My third competent communicator task.
Ernest, John and William
How many of you are aware that it was World book and copyright day two days ago? 23 April is a symbolic date for world literature. And what comes to your mind when I speak of literature? Most of the time, people will find that they are hit by the big L. Some difficult language studies, word scrutiny and even multiple layers of interpretation of a literary work. In my course as a literature student and a literature teacher, I like to explain it my way. Literature is story, and it is about life.
My title tonight is “Ernest, John and William”. Ernest, John and William are not my boyfriends in the waiting list, but some prominent authors that I like and have stood the test of time.
Ernest, Ernest Hemmingway. I like his work because the language he used is simple. In fact, you can hardly find any complex sentence in his stories. Scholars claim Hemmingway’s writing style is paralel to the Iceberg Theory. Meaning to say, he is economical with words, but his words carry penetrating meanings. I particularly remembered reading Hemmingway’s works when I was a teenager, a series of 16 stories about a teenage boy, Nick Adams. Nick Adams’ father was a doctor, and he always followed his dad on his medical trip to the Indian camps. He witnessed child labour, sufferings, poverty and even death. The stories made me think much, and I only learned much later on that Nick is actually a projection of Hemmingway, where his teenage life experience has cast the dark shadow over his whole life. Eventually, he killed himself.

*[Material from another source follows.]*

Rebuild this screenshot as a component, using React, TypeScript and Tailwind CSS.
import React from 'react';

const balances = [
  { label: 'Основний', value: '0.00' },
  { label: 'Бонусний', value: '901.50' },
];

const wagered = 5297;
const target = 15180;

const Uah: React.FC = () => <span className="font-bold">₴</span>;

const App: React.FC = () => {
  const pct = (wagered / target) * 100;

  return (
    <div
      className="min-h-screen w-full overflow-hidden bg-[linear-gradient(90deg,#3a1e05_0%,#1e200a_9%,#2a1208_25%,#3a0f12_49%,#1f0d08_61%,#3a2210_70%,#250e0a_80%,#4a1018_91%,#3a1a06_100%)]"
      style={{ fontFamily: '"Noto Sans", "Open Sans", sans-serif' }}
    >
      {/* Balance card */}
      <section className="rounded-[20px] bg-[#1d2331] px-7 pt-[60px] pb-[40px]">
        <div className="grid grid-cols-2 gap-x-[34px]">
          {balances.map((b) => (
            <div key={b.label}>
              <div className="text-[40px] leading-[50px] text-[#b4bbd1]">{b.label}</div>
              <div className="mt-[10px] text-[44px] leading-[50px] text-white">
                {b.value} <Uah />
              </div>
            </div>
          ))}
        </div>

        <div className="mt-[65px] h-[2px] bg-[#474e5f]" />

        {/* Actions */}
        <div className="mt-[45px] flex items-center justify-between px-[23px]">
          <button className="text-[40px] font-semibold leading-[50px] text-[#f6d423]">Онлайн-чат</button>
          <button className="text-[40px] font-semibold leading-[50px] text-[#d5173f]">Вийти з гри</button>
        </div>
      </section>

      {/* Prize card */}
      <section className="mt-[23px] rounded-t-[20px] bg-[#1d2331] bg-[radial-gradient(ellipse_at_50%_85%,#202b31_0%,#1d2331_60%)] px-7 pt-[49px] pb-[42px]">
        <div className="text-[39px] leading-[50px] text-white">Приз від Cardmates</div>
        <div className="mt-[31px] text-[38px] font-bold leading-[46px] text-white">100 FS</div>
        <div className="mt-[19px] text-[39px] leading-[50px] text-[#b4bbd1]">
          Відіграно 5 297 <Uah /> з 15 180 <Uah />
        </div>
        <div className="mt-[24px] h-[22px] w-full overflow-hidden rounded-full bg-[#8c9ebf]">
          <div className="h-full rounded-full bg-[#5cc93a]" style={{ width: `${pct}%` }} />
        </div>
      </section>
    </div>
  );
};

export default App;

Then, John Steinback. He was an American like Hemmingway, but he was the total opposite of Hemmingway. Steinback likes to use lengthy descriptions so that the readers can picture what they read. His stories are social stories that show us the economic problems of the rural poor. His stories reflect the Great Depression period, a severe worldwide economic depression in the decade preceding WWII. In Malaysia, his work is simplified to be read by the Form 5 students, The Pearl. His other famous fictions are The Grapes of Wrath and Of Mice and Men. Steinbeck’s own life story is not as gloomy as Hemmingway’s, nor as stunning as William’s.
The William that I talk about is the famous William Shakespeare. I think everyone know William Shakespeare even if you don’t study literature. His famous work includes Romeo and Juliet, Julius Ceasar and Hamlet. For your information, all that I mentioned are tragedy themed plays. Shakespeare wrote lots of plays. There are comedy plays too. The famous one being Merchant of Venice. But I like Shakespeare not because of his plays, I like him only for his sonnets. I dislike making head or tails out of complicated relationships, betrayal and dirty politics. However, his sonnets are short, easy to read and VERY interesting. In studying Shakespearean work, we have the Shakespeare Conspiracy. You can’t blame the scholars, because when you read his sonnets, especially sonnet 20 the big letter G word is just practically screaming out loud on your face – GAY. I first started to feel suspicious when I read sonnet 130, but it was only when I read and study sonnet 20 that I was fully flabbergasted. Shakespeare’s life is in itself an interesting study topic. Many have made inferences that he is bisexual.
Maybe you are wondering why I only like men’s works. Well, this is because in the history, the society is very patriachal. Women writers only made their fames after the 18th century. Their works are mainly concerning women’s rights and supression of women in the patriachal society. My take is, gender bias and power struggle between men and women is an undebatable issue and it is not as interesting as reading depressed, poor and lonely men, or better gay. But maybe the society is changing, because the top paid writers in the world today are dominated by women – JK Rowlings that wrote the Harry Potter series, and Stephanie Meyer that wrote The Twilight Saga.
Authors aside, reading, is essentially the key to open up one’s mind. We are connected to different cultures, lifestyles and even ways of thinking through literary works. The author tells a story, but we fill in the gaps and make our comprehension whole. So read up, who knows what you will discover in the course of doing so.